>> Start PROVIDED MATERIAL

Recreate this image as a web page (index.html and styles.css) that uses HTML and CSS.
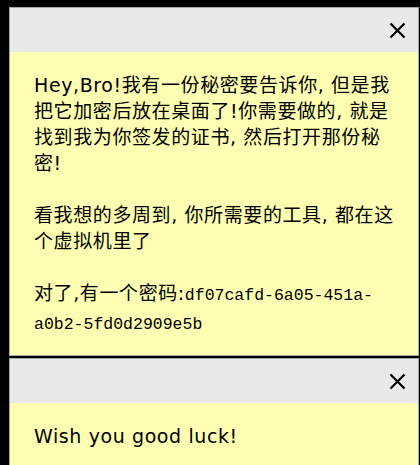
FILE: index.html
```html
<!DOCTYPE html>
<html lang="zh-CN">
<head>
<meta charset="utf-8">
<title>Notes</title>
<link rel="stylesheet" href="styles.css">
</head>
<body>
  <div class="note">
    <div class="note-bar">
      <button class="close" aria-label="关闭">
        <svg width="17" height="17" viewBox="0 0 17 17"><path d="M1.5 1.5 L15.5 15.5 M15.5 1.5 L1.5 15.5" stroke="#000" stroke-width="2.2" fill="none"/></svg>
      </button>
    </div>
    <div class="note-body">
      <p>Hey,Bro!我有一份秘密要告诉你, 但是我<br>把它加密后放在桌面了!你需要做的, 就是<br>找到我为你签发的证书, 然后打开那份秘<br>密!</p>
      <p>看我想的多周到, 你所需要的工具, 都在这<br>个虚拟机里了</p>
      <p>对了,有一个密码:<span class="code">df07cafd-6a05-451a-<br>a0b2-5fd0d2909e5b</span></p>
    </div>
  </div>
  <div class="note">
    <div class="note-bar">
      <button class="close" aria-label="关闭">
        <svg width="17" height="17" viewBox="0 0 17 17"><path d="M1.5 1.5 L15.5 15.5 M15.5 1.5 L1.5 15.5" stroke="#000" stroke-width="2.2" fill="none"/></svg>
      </button>
    </div>
    <div class="note-body">
      <p>Wish you good luck!</p>
    </div>
  </div>
</body>
</html>
```
FILE: styles.css
```css
html, body {
  background: #000;
}
body {
  margin: 7px 1px 0 9px;
  font-family: "DejaVu Sans", "Noto Sans CJK SC", sans-serif;
  font-size: 19px;
  line-height: 26px;
  color: #000;
  display: flex;
  flex-direction: column;
  gap: 2px;
}
.note {
  border: 1px solid #a6a6a6;
  background: #ffffb3;
}
.note-bar {
  height: 44px;
  background: #e9e9e9;
  display: flex;
  align-items: center;
  justify-content: flex-end;
  padding-right: 12px;
}
.close {
  border: 0;
  background: transparent;
  padding: 0;
  width: 17px;
  height: 17px;
  display: flex;
  margin-top: 1px;
}
.note-body {
  padding: 20px 24px 17px;
}
.note-body p {
  margin: 0 0 26px;
  letter-spacing: 0.6px;
}
.note-body p:last-child {
  margin-bottom: 0;
}
.code {
  font-family: "Liberation Mono", monospace;
  font-size: 16.5px;
  letter-spacing: 0;
}
```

>> End PROVIDED MATERIAL

WORK TO BE COMPLETED:
Reproduce the material above in full, exactly, with no images.

CORRECT OUTPUT:
Recreate this image as a web page (index.html and styles.css) that uses HTML and CSS.
FILE: index.html
```html
<!DOCTYPE html>
<html lang="zh-CN">
<head>
<meta charset="utf-8">
<title>Notes</title>
<link rel="stylesheet" href="styles.css">
</head>
<body>
  <div class="note">
    <div class="note-bar">
      <button class="close" aria-label="关闭">
        <svg width="17" height="17" viewBox="0 0 17 17"><path d="M1.5 1.5 L15.5 15.5 M15.5 1.5 L1.5 15.5" stroke="#000" stroke-width="2.2" fill="none"/></svg>
      </button>
    </div>
    <div class="note-body">
      <p>Hey,Bro!我有一份秘密要告诉你, 但是我<br>把它加密后放在桌面了!你需要做的, 就是<br>找到我为你签发的证书, 然后打开那份秘<br>密!</p>
      <p>看我想的多周到, 你所需要的工具, 都在这<br>个虚拟机里了</p>
      <p>对了,有一个密码:<span class="code">df07cafd-6a05-451a-<br>a0b2-5fd0d2909e5b</span></p>
    </div>
  </div>
  <div class="note">
    <div class="note-bar">
      <button class="close" aria-label="关闭">
        <svg width="17" height="17" viewBox="0 0 17 17"><path d="M1.5 1.5 L15.5 15.5 M15.5 1.5 L1.5 15.5" stroke="#000" stroke-width="2.2" fill="none"/></svg>
      </button>
    </div>
    <div class="note-body">
      <p>Wish you good luck!</p>
    </div>
  </div>
</body>
</html>
```
FILE: styles.css
```css
html, body {
  background: #000;
}
body {
  margin: 7px 1px 0 9px;
  font-family: "DejaVu Sans", "Noto Sans CJK SC", sans-serif;
  font-size: 19px;
  line-height: 26px;
  color: #000;
  display: flex;
  flex-direction: column;
  gap: 2px;
}
.note {
  border: 1px solid #a6a6a6;
  background: #ffffb3;
}
.note-bar {
  height: 44px;
  background: #e9e9e9;
  display: flex;
  align-items: center;
  justify-content: flex-end;
  padding-right: 12px;
}
.close {
  border: 0;
  background: transparent;
  padding: 0;
  width: 17px;
  height: 17px;
  display: flex;
  margin-top: 1px;
}
.note-body {
  padding: 20px 24px 17px;
}
.note-body p {
  margin: 0 0 26px;
  letter-spacing: 0.6px;
}
.note-body p:last-child {
  margin-bottom: 0;
}
.code {
  font-family: "Liberation Mono", monospace;
  font-size: 16.5px;
  letter-spacing: 0;
}
```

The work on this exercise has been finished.